When I see “marked” it makes me think of another verse in Revelation 3 where Jesus is having John write letters to the churches encouraging, rebuking, and exhorting them. At one point He says I will write on him the name of my God, later in 22:4, it says His name will be on their foreheads. It makes me think of Toy Story though, when Buzz and Woody share a bond even though they are very different, because they both belong to Andy and the bottom of their feet have “ANDY” written on them. If I was ever to get a tattoo, I think I’d get Jesus on the bottom of my foot! Because I do belong, I am His and He says He will confess my name before His Father!
I have an origin story and roots that go far beyond this fallen, broken world, and you do too. In Jeremiah 1:5 God tells Jeremiah that God knew him before God formed him in his mother’s womb and set Jeremiah apart to be God’s prophet to the nations. This is just as true for us as it was for Jeremiah, God knew us before He formed us in our mother’s womb too.

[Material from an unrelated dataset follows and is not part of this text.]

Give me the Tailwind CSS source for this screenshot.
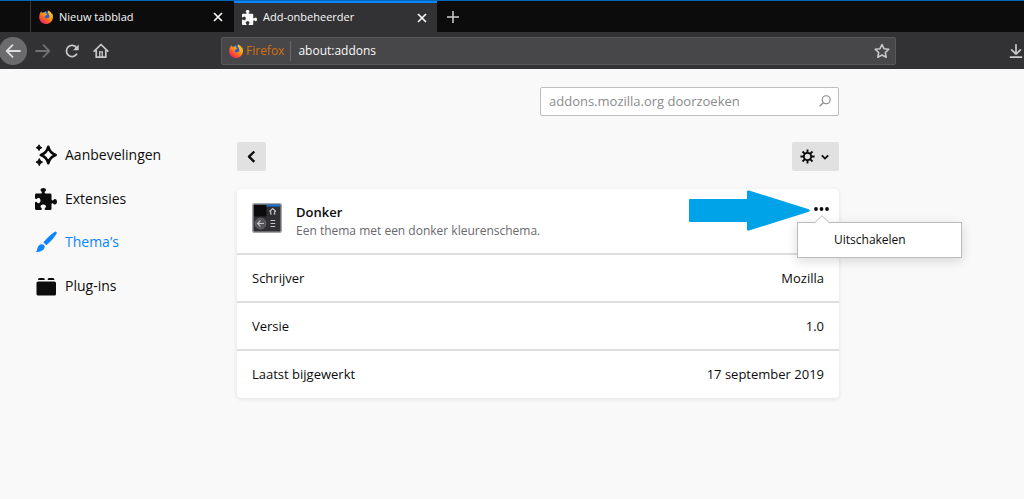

In Psalm 139:13, David while praising God, says that God created his innermost being and knit him together in his mother’s womb. We are truly God’s and there is such comfort in knowing that we belong to Him, and He promises to be with us through the presence of the Holy Spirit, and that because we have repented and believed we will see Him face to face for all eternity. I AM FROM somewhere; I am a citizen of heaven on assignment here! Maybe I don’t know my ethnicity, and where my family has lived over the generations, but I know that I am a child of God and I have a huge family of believers all over the globe. I’m tethered to them through the bond we have in Christ. Whether you admit or believe it or not, you have a Creator, your manufacturer and mine are the same, you don’t even have to be a believer to have that in common with me, so we are bonded in a way too. I am so grateful to belong to God and to be wanted, chosen, loved, and adopted into the body of Christ where I find my purpose and belonging.